It's difficult to imagine just how many millions of tons of furniture are thrown away each year, never to be used again.
Well, Ikea wants to do something about it.
The retailer, which was founded in Sweden and happens to be the world's largest purveyor of furniture, has announced a new pilot program: One of its stores will now buy back your old, unwanted furniture.
For now, the service is only available at a single Ikea store, located in Sydney.
But how does it work?
- Candidates must fill out an online submission form, which should then be sent via email along with five photos of the unwanted furniture.
- An Ikea employee then evaluates the items, issuing a response to the customer within 24 hours as to whether the furniture is eligible for the takeback service.

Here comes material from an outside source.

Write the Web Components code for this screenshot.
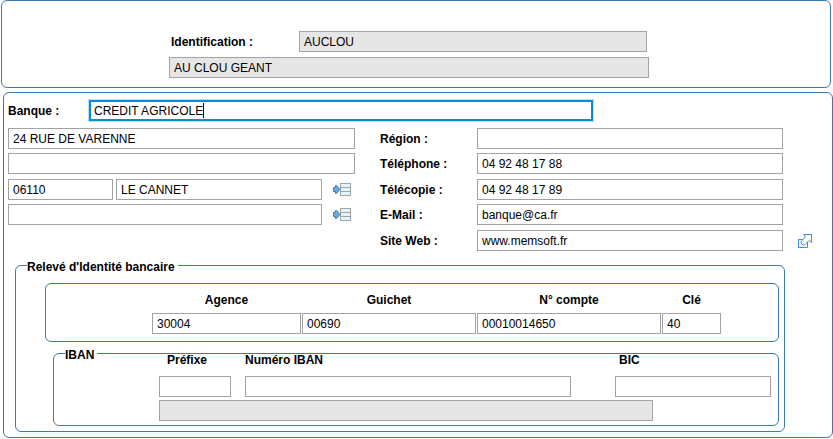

- If approved, the owner must deliver the furniture to Ikea within 14 days.
- If the furniture is deemed to match the pictures submitted through email, the customer will receive an Ikea voucher worth up to 50 percent of the original value of the furniture.
Ikea asks that the furniture be delivered fully assembled. In fact, the company has even partnered with car-sharing company GoGet to provide free van rentals (for up to two hours) to help ease the task of getting the old furniture into the store in one piece.
But lest you believe Ikea's motives are completely pure, there's something you should know:
This move actually makes brilliant business sense.
For one thing, customers are receiving Ikea vouchers for their used furniture. So, the value of the returned furniture basically amounts to a discount on ... more Ikea merchandise. This encourages customer loyalty and repeat purchases.
Moreover, Ikea may manage to resell the used furniture for the amount paid to buy it back, or close to it. Or the company may be able to recoup some of that repurchase cost by recycling materials--all while reducing environmental impact.
"For Ikea, this is clearly about business; we are in the business of selling furniture," stated Kate Ringvall, sustainability manager at Ikea Australia (as reported by Gizmodo AU). "Our core business isn't really about sustainability or talking about sustainability, but the way that we approach it is ... through how we produce our products, how we move those products, how we talk to our customers about the amazing products we do sell and how they can help their life."